I’d be more inclined to consider the deliberate act theory if the aircraft had immediately crashed after the loss of communication. The fact that it flew on for another seven hours suggests a Payne Stewart kind of scenario to me.

Unless the computer (which does much more than the “autopilot” it replaces, but still operates as an autopilot, among other things) was programmed in advance to make those turns at those specific points (were these Victor way points?), somebody was entering new instructions, or was doing a real good job of manual flight.
Either way, at least one person with advanced knowledge of the FMC of a 777 was on the flight deck.

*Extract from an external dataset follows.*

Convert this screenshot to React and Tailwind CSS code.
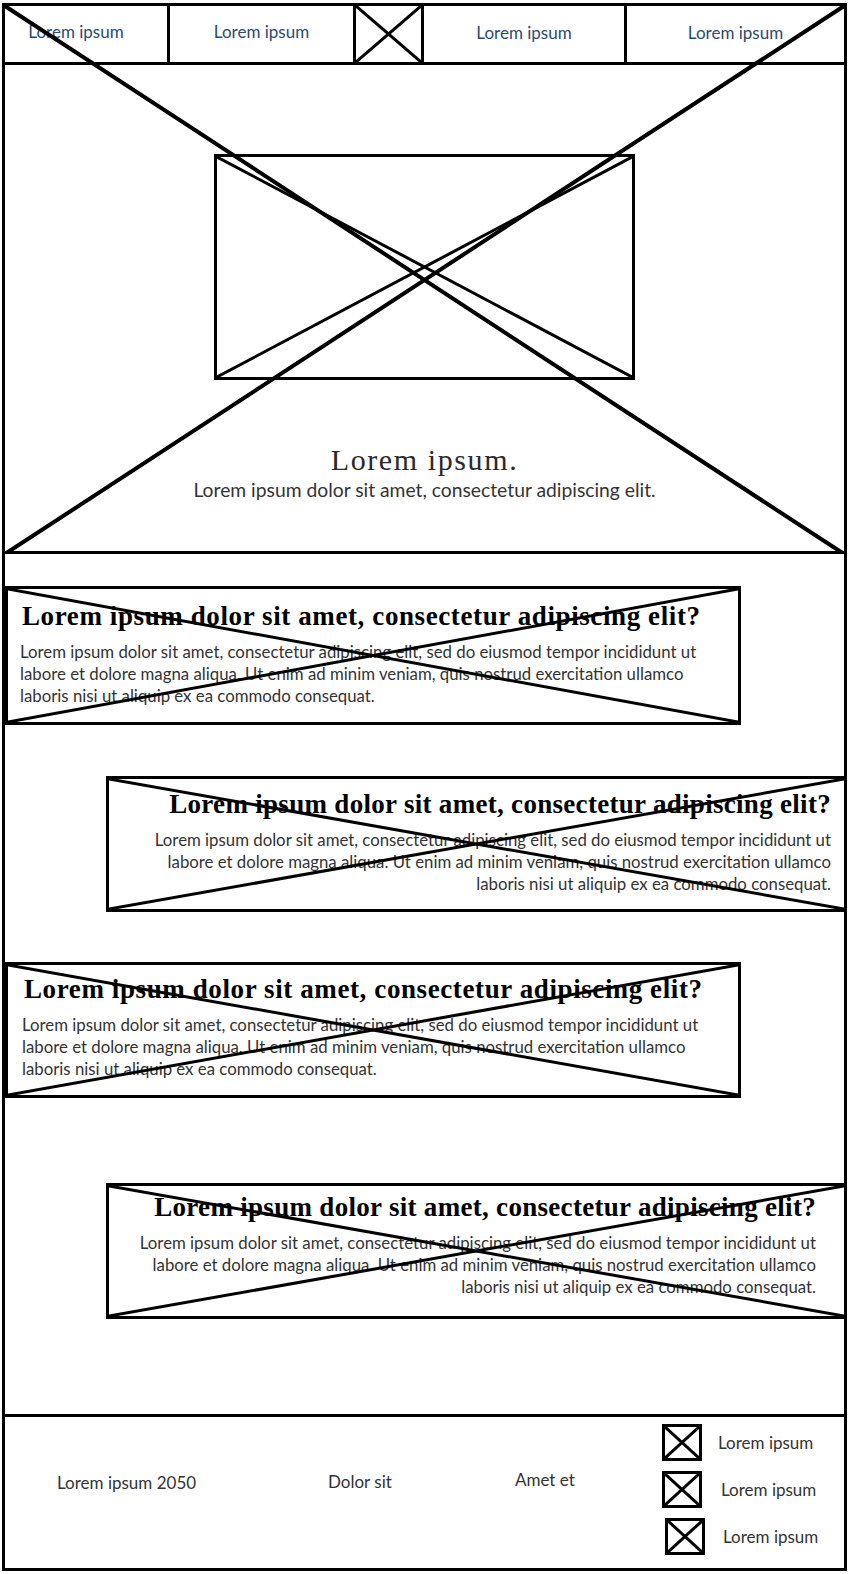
import React from 'react';

const body = [
  'Lorem ipsum dolor sit amet, consectetur adipiscing elit, sed do eiusmod tempor incididunt ut',
  'labore et dolore magna aliqua. Ut enim ad minim veniam, quis nostrud exercitation ullamco',
  'laboris nisi ut aliquip ex ea commodo consequat.',
];

function Cross({ w = 3 }) {
  return (
    <svg
      className="pointer-events-none absolute inset-0 h-full w-full"
      viewBox="0 0 100 100"
      preserveAspectRatio="none"
    >
      <line x1="0" y1="0" x2="100" y2="100" stroke="black" strokeWidth={w} vectorEffect="non-scaling-stroke" />
      <line x1="100" y1="0" x2="0" y2="100" stroke="black" strokeWidth={w} vectorEffect="non-scaling-stroke" />
    </svg>
  );
}

function Card({ right, className, pad }) {
  return (
    <div className={'relative border-[3px] border-black ' + className}>
      <div className={pad}>
        <h2
          className={
            "font-['Liberation_Serif',serif] text-[27px] leading-[34px] font-bold text-black whitespace-nowrap " +
            (right ? 'text-right tracking-[0.3px]' : 'ml-[2px] tracking-[0.6px]')
          }
        >
          Lorem ipsum dolor sit amet, consectetur adipiscing elit?
        </h2>
        <p className={'mt-[8px] text-[16.8px] leading-[22px] text-[#333] whitespace-nowrap ' + (right ? 'text-right' : '')}>
          {body[0]}
          <br />
          {body[1]}
          <br />
          {body[2]}
        </p>
      </div>
      <Cross w={3} />
    </div>
  );
}

function IconBox({ className }) {
  return (
    <div className={'relative h-[37px] w-[40px] shrink-0 border-[3px] border-black ' + className}>
      <Cross w={3} />
    </div>
  );
}

export default function App() {
  const navText = 'text-[17px] text-[#2b4b6f]';
  return (
    <div className="min-h-[1574px] bg-white pt-[3px] font-['Lato',sans-serif]">
      <div className="ml-[2px] w-[845px] border-[3px] border-black">
        {/* nav + hero, crossed out as one block */}
        <div className="relative">
          <nav className="flex h-[59px] border-b-[3px] border-black">
            <div className={'flex w-[165px] items-center justify-center border-r-[3px] border-black pr-[20px] pb-[5px] ' + navText}>
              Lorem ipsum
            </div>
            <div className={'flex w-[186px] items-center justify-center border-r-[3px] border-black pb-[5px] ' + navText}>
              Lorem ipsum
            </div>
            <div className="relative w-[68px] border-r-[3px] border-black">
              <Cross w={3} />
            </div>
            <div className={'flex w-[203px] items-center justify-center border-r-[3px] border-black pb-[3px] ' + navText}>
              Lorem ipsum
            </div>
            <div className={'flex flex-1 items-center justify-center pb-[3px] ' + navText}>Lorem ipsum</div>
          </nav>
          <section className="flex h-[489px] flex-col border-b-[3px] border-black pt-[89px]">
            <div className="relative mx-auto h-[226px] w-[421px] border-[3px] border-black">
              <Cross w={3} />
            </div>
            <h1 className="mt-[62px] text-center font-['Liberation_Serif',serif] text-[30px] leading-[36px] tracking-[1.6px] text-[#2a2a2a]">
              Lorem ipsum.
            </h1>
            <p className="text-center text-[19.3px] leading-[24px] text-[#333]">
              Lorem ipsum dolor sit amet, consectetur adipiscing elit.
            </p>
          </section>
          <Cross w={4} />
        </div>

        {/* alternating cards */}
        <div className="flex flex-col pb-[95px]">
          <Card className="mt-[32px] h-[139px] w-[736px]" pad="pl-[12px] pt-[10px]" />
          <Card right className="ml-[101px] mt-[51px] h-[136px] w-[741px]" pad="pr-[13px] pt-[8px]" />
          <Card className="mt-[50px] h-[136px] w-[736px]" pad="pl-[14px] pt-[7px]" />
          <Card right className="ml-[101px] mt-[85px] h-[136px] w-[741px]" pad="pr-[28px] pt-[4px]" />
        </div>

        {/* footer */}
        <footer className="flex h-[154px] border-t-[3px] border-black text-[#333]">
          <div className="ml-[52px] mt-[54px] w-[271px] text-[17px] leading-[24px]">Lorem ipsum 2050</div>
          <div className="mt-[53px] w-[187px] text-[17px] leading-[24px]">Dolor sit</div>
          <div className="mt-[51px] w-[147px] text-[17px] leading-[24px]">Amet et</div>
          <div className="mt-[7px] flex flex-col gap-[10px]">
            <div className="flex items-center gap-[16px]">
              <IconBox />
              <span className="text-[17px]">Lorem ipsum</span>
            </div>
            <div className="flex items-center gap-[19px]">
              <IconBox />
              <span className="text-[17px]">Lorem ipsum</span>
            </div>
            <div className="flex items-center gap-[18px] pl-[3px]">
              <IconBox className="h-[36px] w-[38px]" />
              <span className="text-[17px]">Lorem ipsum</span>
            </div>
          </div>
        </footer>
      </div>
    </div>
  );
}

I am somewhat boggled that anybody thought it was a great idea to leave the off switch to the locator unit where someone could click it off, so the plane could vanish. One would think that one would find it important to be able to track ones very expensive piece of capital equipment … not to mention crew cargo and passengers.

I think the bottom line is that it is a piece of equipment like any other: it can break or cause problems. That’s why they can turn it off.

Or cause confusing clutter to controllers when many planes are in the same area. Why the controllers can’t selectively disable some, I don’t know, but remember, we are talking 1960’s technology underneath all the sophistication.

This has been addressed many times now, the bottom line is that this is not some kind emergency location device or anything, it is simply a tool that is used to make ATC’s life easier and to allow more efficient movement of aircraft. As soon as you are out of radar coverage the transponder is of no particular use as a locator. Also when it is off ATC lose the data tag associated with your aircraft but they can still see your position if they want. Like any other tool in the aircraft it has an off button so it can be turned off, same as all of the other electrical equipment.

The transponder isn’t actually a locator at all, the location is provided by Radar bouncing off the airframe, the transponder provides a unique code and altitude information so that ATC can see who you are and how high you are.